◆ The request
Skip the pictures. Copy all the rest of the records down exactly.

[Collected data entries]

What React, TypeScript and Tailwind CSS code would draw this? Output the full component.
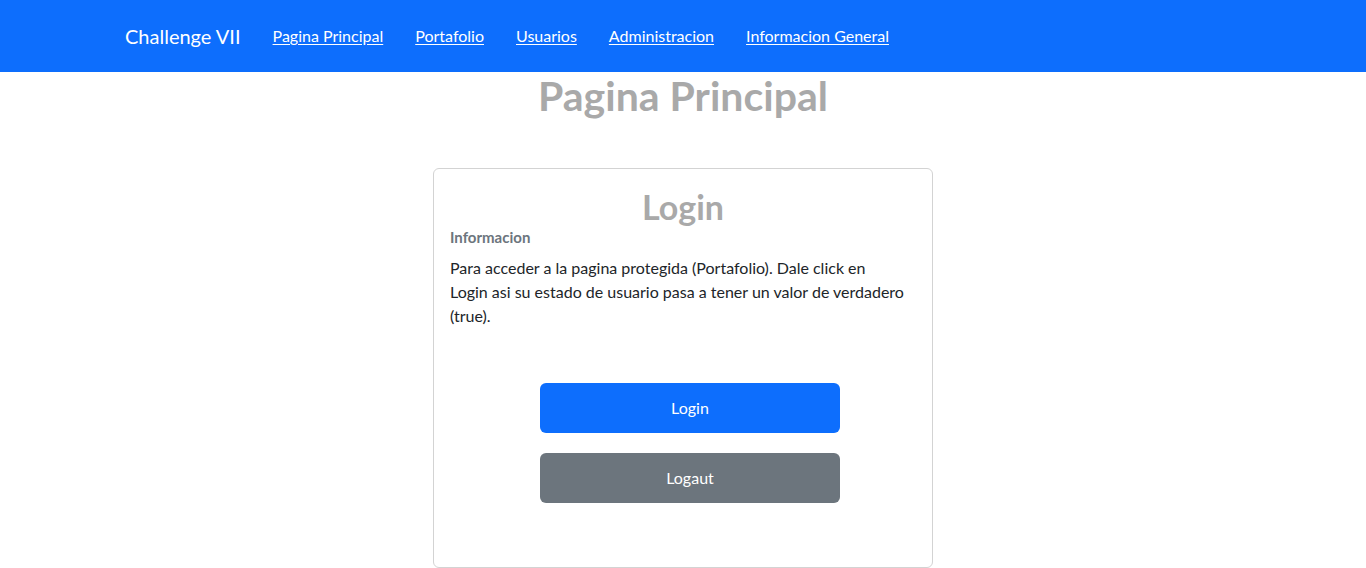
import * as React from "react";

const links = [
  "Pagina Principal",
  "Portafolio",
  "Usuarios",
  "Administracion",
  "Informacion General",
];

export default function App() {
  return (
    <div className="min-h-screen bg-white font-['Segoe_UI','Lato','Noto_Sans',sans-serif] text-[#212529]">
      <nav className="h-[72px] bg-[#0d6efd]">
        <div className="mx-auto flex h-full w-[1140px] items-center px-3">
          <a href="#" className="mr-4 text-xl text-white">
            Challenge VII
          </a>
          <div className="flex items-center">
            {links.map((l) => (
              <a
                key={l}
                href="#"
                className="px-4 text-base text-white underline underline-offset-2"
              >
                {l}
              </a>
            ))}
          </div>
        </div>
      </nav>

      <h1 className="h-[48px] text-center text-[41px] font-bold leading-[48px] text-[#a9a9a9]">
        Pagina Principal
      </h1>

      <div className="mx-auto mt-[48px] h-[400px] w-[500px] rounded-md border border-[#d3d3d3] px-4 pt-[19px]">
        <h2 className="h-[38px] text-center text-[34px] font-bold leading-[38px] text-[#a9a9a9]">
          Login
        </h2>
        <h6 className="mt-[2px] text-[15px] font-bold leading-[1.2] text-[#6c757d]">
          Informacion
        </h6>
        <p className="mt-[10px] text-base leading-6">
          Para acceder a la pagina protegida (Portafolio). Dale click en
          <br />
          Login asi su estado de usuario pasa a tener un valor de verdadero
          <br />
          (true).
        </p>
        <div className="mt-[55px] flex flex-col items-center gap-5 pl-[14px]">
          <button
            type="button"
            className="h-[50px] w-[300px] rounded-md bg-[#0d6efd] text-base text-white"
          >
            Login
          </button>
          <button
            type="button"
            className="h-[50px] w-[300px] rounded-md bg-[#6c757d] text-base text-white"
          >
            Logaut
          </button>
        </div>
      </div>
    </div>
  );
}
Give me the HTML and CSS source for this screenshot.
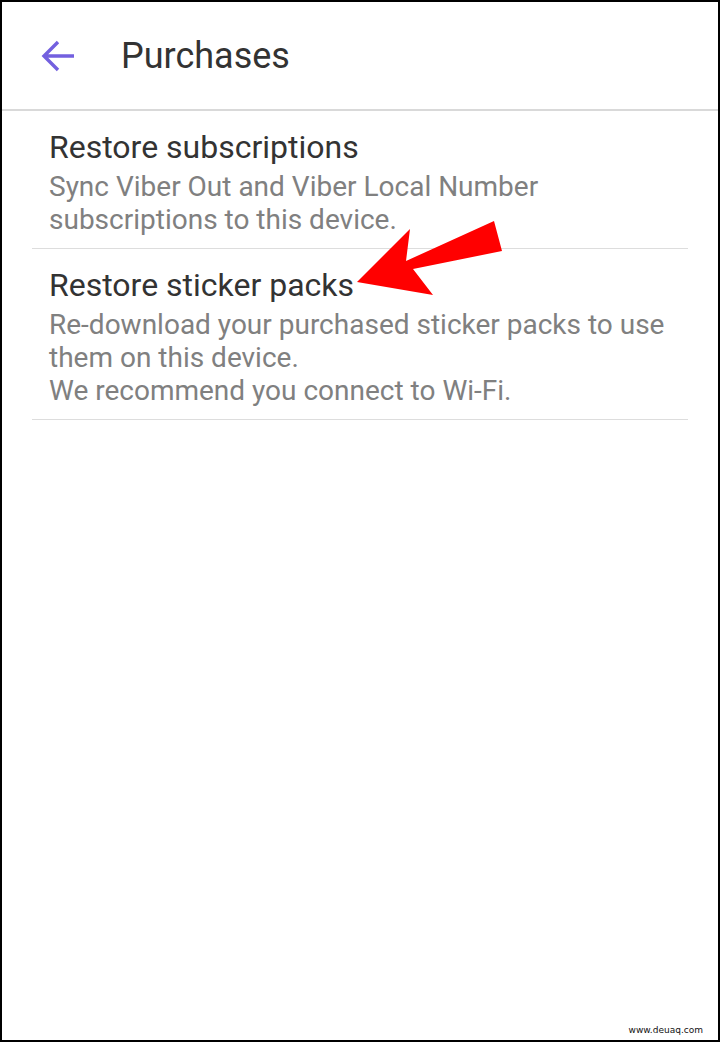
FILE: index.html
```html
<!DOCTYPE html>
<html>
<head>
<meta charset="utf-8">
<link rel="stylesheet" href="styles.css">
</head>
<body>
<div class="frame">
  <header class="topbar">
    <svg class="back" width="36" height="36" viewBox="0 0 36 36">
      <path d="M34 18 H5 M18 4 L4 18 L18 32" fill="none" stroke="#7360df" stroke-width="3.4" stroke-linecap="butt" stroke-linejoin="miter"/>
    </svg>
    <h1 class="title">Purchases</h1>
  </header>
  <ul class="list">
    <li class="item item-first">
      <div class="item-title">Restore subscriptions</div>
      <div class="item-desc">Sync Viber Out and Viber Local Number<br>subscriptions to this device.</div>
    </li>
    <li class="item item-second">
      <div class="item-title">Restore sticker packs</div>
      <div class="item-desc">Re-download your purchased sticker packs to use<br>them on this device.<br>We recommend you connect to Wi-Fi.</div>
    </li>
  </ul>
  <svg class="pointer" width="720" height="1042" viewBox="0 0 720 1042">
    <polygon points="357,282 410,229 406,261 494,221 502,251 413,269 433,295" fill="#ff0000"/>
  </svg>
  <div class="watermark">www.deuaq.com</div>
</div>
</body>
</html>
```
FILE: styles.css
```css
html, body {
  margin: 0;
  padding: 0;
  background: #ffffff;
}
.frame {
  position: relative;
  width: 720px;
  height: 1042px;
  box-sizing: border-box;
  border: 2px solid #000000;
  background: #ffffff;
  font-family: Roboto, "Noto Sans", sans-serif;
  overflow: hidden;
}
.topbar {
  display: flex;
  align-items: center;
  border-bottom: 2px solid #d9d9d9;
  box-sizing: border-box;
  height: 109px;
}
.back {
  margin-left: 38px;
  flex: none;
}
.title {
  margin: 0 0 0 45px;
  font-size: 36px;
  font-weight: 400;
  color: #333333;
  line-height: 40px;
}
.list {
  list-style: none;
  margin: 0 30px;
  padding: 0;
}
.item {
  border-bottom: 1px solid #dddddd;
  padding: 18px 0 12px 17px;
}
.item-title {
  font-size: 32px;
  line-height: 36px;
  color: #333333;
}
.item-desc {
  margin-top: 5px;
  font-size: 28px;
  line-height: 33px;
  color: #808080;
}
.pointer {
  position: absolute;
  left: -2px;
  top: -2px;
  pointer-events: none;
}
.watermark {
  position: absolute;
  right: 15px;
  bottom: 5px;
  font-family: "DejaVu Sans", sans-serif;
  font-size: 9px;
  color: #111111;
}
```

◆ Task response
What React, TypeScript and Tailwind CSS code would draw this? Output the full component.
import * as React from "react";

const links = [
  "Pagina Principal",
  "Portafolio",
  "Usuarios",
  "Administracion",
  "Informacion General",
];

export default function App() {
  return (
    <div className="min-h-screen bg-white font-['Segoe_UI','Lato','Noto_Sans',sans-serif] text-[#212529]">
      <nav className="h-[72px] bg-[#0d6efd]">
        <div className="mx-auto flex h-full w-[1140px] items-center px-3">
          <a href="#" className="mr-4 text-xl text-white">
            Challenge VII
          </a>
          <div className="flex items-center">
            {links.map((l) => (
              <a
                key={l}
                href="#"
                className="px-4 text-base text-white underline underline-offset-2"
              >
                {l}
              </a>
            ))}
          </div>
        </div>
      </nav>

      <h1 className="h-[48px] text-center text-[41px] font-bold leading-[48px] text-[#a9a9a9]">
        Pagina Principal
      </h1>

      <div className="mx-auto mt-[48px] h-[400px] w-[500px] rounded-md border border-[#d3d3d3] px-4 pt-[19px]">
        <h2 className="h-[38px] text-center text-[34px] font-bold leading-[38px] text-[#a9a9a9]">
          Login
        </h2>
        <h6 className="mt-[2px] text-[15px] font-bold leading-[1.2] text-[#6c757d]">
          Informacion
        </h6>
        <p className="mt-[10px] text-base leading-6">
          Para acceder a la pagina protegida (Portafolio). Dale click en
          <br />
          Login asi su estado de usuario pasa a tener un valor de verdadero
          <br />
          (true).
        </p>
        <div className="mt-[55px] flex flex-col items-center gap-5 pl-[14px]">
          <button
            type="button"
            className="h-[50px] w-[300px] rounded-md bg-[#0d6efd] text-base text-white"
          >
            Login
          </button>
          <button
            type="button"
            className="h-[50px] w-[300px] rounded-md bg-[#6c757d] text-base text-white"
          >
            Logaut
          </button>
        </div>
      </div>
    </div>
  );
}
Give me the HTML and CSS source for this screenshot.
FILE: index.html
```html
<!DOCTYPE html>
<html>
<head>
<meta charset="utf-8">
<link rel="stylesheet" href="styles.css">
</head>
<body>
<div class="frame">
  <header class="topbar">
    <svg class="back" width="36" height="36" viewBox="0 0 36 36">
      <path d="M34 18 H5 M18 4 L4 18 L18 32" fill="none" stroke="#7360df" stroke-width="3.4" stroke-linecap="butt" stroke-linejoin="miter"/>
    </svg>
    <h1 class="title">Purchases</h1>
  </header>
  <ul class="list">
    <li class="item item-first">
      <div class="item-title">Restore subscriptions</div>
      <div class="item-desc">Sync Viber Out and Viber Local Number<br>subscriptions to this device.</div>
    </li>
    <li class="item item-second">
      <div class="item-title">Restore sticker packs</div>
      <div class="item-desc">Re-download your purchased sticker packs to use<br>them on this device.<br>We recommend you connect to Wi-Fi.</div>
    </li>
  </ul>
  <svg class="pointer" width="720" height="1042" viewBox="0 0 720 1042">
    <polygon points="357,282 410,229 406,261 494,221 502,251 413,269 433,295" fill="#ff0000"/>
  </svg>
  <div class="watermark">www.deuaq.com</div>
</div>
</body>
</html>
```
FILE: styles.css
```css
html, body {
  margin: 0;
  padding: 0;
  background: #ffffff;
}
.frame {
  position: relative;
  width: 720px;
  height: 1042px;
  box-sizing: border-box;
  border: 2px solid #000000;
  background: #ffffff;
  font-family: Roboto, "Noto Sans", sans-serif;
  overflow: hidden;
}
.topbar {
  display: flex;
  align-items: center;
  border-bottom: 2px solid #d9d9d9;
  box-sizing: border-box;
  height: 109px;
}
.back {
  margin-left: 38px;
  flex: none;
}
.title {
  margin: 0 0 0 45px;
  font-size: 36px;
  font-weight: 400;
  color: #333333;
  line-height: 40px;
}
.list {
  list-style: none;
  margin: 0 30px;
  padding: 0;
}
.item {
  border-bottom: 1px solid #dddddd;
  padding: 18px 0 12px 17px;
}
.item-title {
  font-size: 32px;
  line-height: 36px;
  color: #333333;
}
.item-desc {
  margin-top: 5px;
  font-size: 28px;
  line-height: 33px;
  color: #808080;
}
.pointer {
  position: absolute;
  left: -2px;
  top: -2px;
  pointer-events: none;
}
.watermark {
  position: absolute;
  right: 15px;
  bottom: 5px;
  font-family: "DejaVu Sans", sans-serif;
  font-size: 9px;
  color: #111111;
}
```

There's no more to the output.